At the meeting, Mamata accepted several suggestions made by the young doctors including a grievance cell in all government hospitals where patients, who were not satisfied with the doctors, could complain. Banerjee also underlined that it wasn’t that her government had less than a zero tolerance policy towards attacks on doctors.
“No government wants to have an incident like that. Things like this happens spontaneously, just like police vehicles are burnt. We don’t want that and we don’t want you to get hurt,” she told the doctors during the interaction.
She also accepted the demand to control access to emergency wards of hospitals and installing panic buttons for doctors that could be used to alert the local police station about a potential threat.
Banerjee, who asked Kolkata’s top police officer to respond to criticism that policemen at NRS hospital did not come to the rescue of the doctor who was beaten by a patient’s relatives, also ordered that the police would appoint nodal officers for hospitals for security of doctors.
The meeting was held after protests, which began on Monday last after at least three junior doctors were beaten up by family members of a patient who died in the state-run NRS Medical College, has paralysed operations of outpatient departments (OPDs) and spilled over to other parts of the country, including the national capital of New Delhi.
At their meeting, the doctors are expected to seek better infrastructure at state-run hospitals, better security and the arrest of the attackers at NRS Hospital during the meeting.
Mamata Banerjee had last week admonished the young doctors when she first turned up at a protest by doctors at the hospital and threatened to have them evicted from their hostels if they did not call off their agitation and get back to treating patients. Mamata Banerjee’s outburst, widely seen as a self-goal, was blamed for the agitators hardening their stance and united government doctors across the country.
Thousands of doctors skipped work on Monday protesting against unsafe conditions at work after three of their colleagues were assaulted in West Bengal last week, paralysing health facilities across the country.
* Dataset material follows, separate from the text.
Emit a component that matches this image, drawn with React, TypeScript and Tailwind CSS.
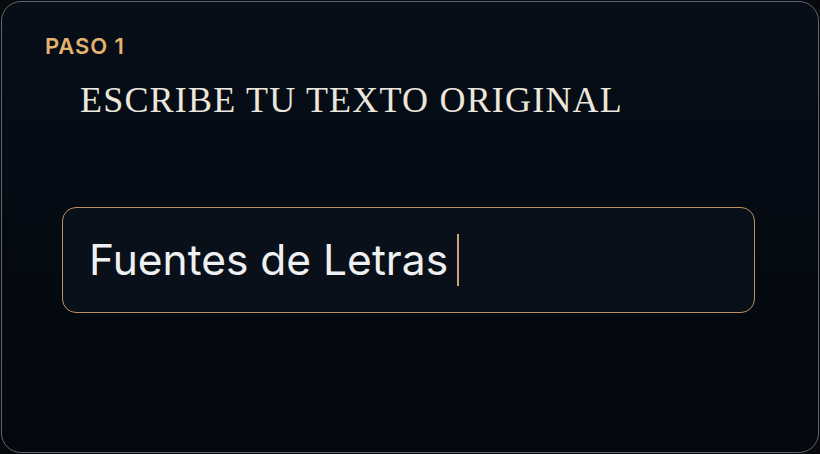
import React from "react";

export default function App() {
  return (
    <div className="w-[820px] h-[454px] bg-[#08090c] p-px">
      <div className="h-full w-full rounded-[20px] border border-[#60646d] bg-gradient-to-b from-[#070e18] to-[#03070e] pt-[33px] pl-[43px] flex flex-col">
        <div
          className="text-[22px] leading-none font-semibold text-[#e3b36f] tracking-[0.9px]"
          style={{ fontFamily: "Inter, 'Noto Sans', sans-serif" }}
        >
          PASO 1
        </div>
        <h1
          className="mt-[25px] ml-[35px] text-[36px] leading-none text-[#ece6dc] tracking-[1.2px] font-normal"
          style={{ fontFamily: "'Liberation Serif', 'DejaVu Serif', serif" }}
        >
          ESCRIBE TU TEXTO ORIGINAL
        </h1>
        <div className="mt-[89px] ml-[17px] w-[693px] h-[106px] rounded-[14px] border border-[#bb935a] bg-[#09101a] flex items-center pl-[26px]">
          <span
            className="text-[42.5px] leading-none text-[#eef0f2]"
            style={{ fontFamily: "Inter, 'Noto Sans', sans-serif" }}
          >
            Fuentes de Letras
          </span>
          <span className="ml-[9px] w-[2px] h-[52px] bg-[#c9a677]" />
        </div>
      </div>
    </div>
  );
}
The strike was called by the Indian Medical Association (IMA).
Doctors of state-run medical colleges and hospitals in West Bengal are already protesting since last week.
Health care services continue to remain affected in the emergency wards, outdoor facilities and pathological units of many state-run hospitals and private medical facilities in West Bengal on Monday, the seventh day of the strike.
The top medical body said all non-essential services, including outdoor patient department (OPD) services, will be withdrawn for 24 hours from 6 am on Monday to 6 am on Tuesday. Emergency and casualty services will continue to function, it said.
Doctors at All India Institute of Medical Sciences (AIIMS) in New Delhi took out a protest march on Monday and are on strike from Monday noon till 6 am on Tuesday. Emergency services including casualty, ICU and labour room will function as usual.
“We once again urge the West Bengal administration to fulfil the demands of the striking doctors and resolve the matter amicably at the earliest in the best interest of the general public,” the AIIMS Resident Doctors Association (RDA) said in a statement.
It said a meeting of its general body will be held at 6 pm to decide the further course of action.
Doctors in several other states like Gujarat, Rajasthan and Tripura are also striking.
IMA had launched a four-day nationwide protest from Friday and wrote to union home minister Amit Shah demanding a central law to check violence against healthcare workers.
Its announcement for a strike on Sunday came a day after Union health minister Harsh Vardhan asked states to consider enacting specific legislation for protecting doctors and medical professionals from any form of violence.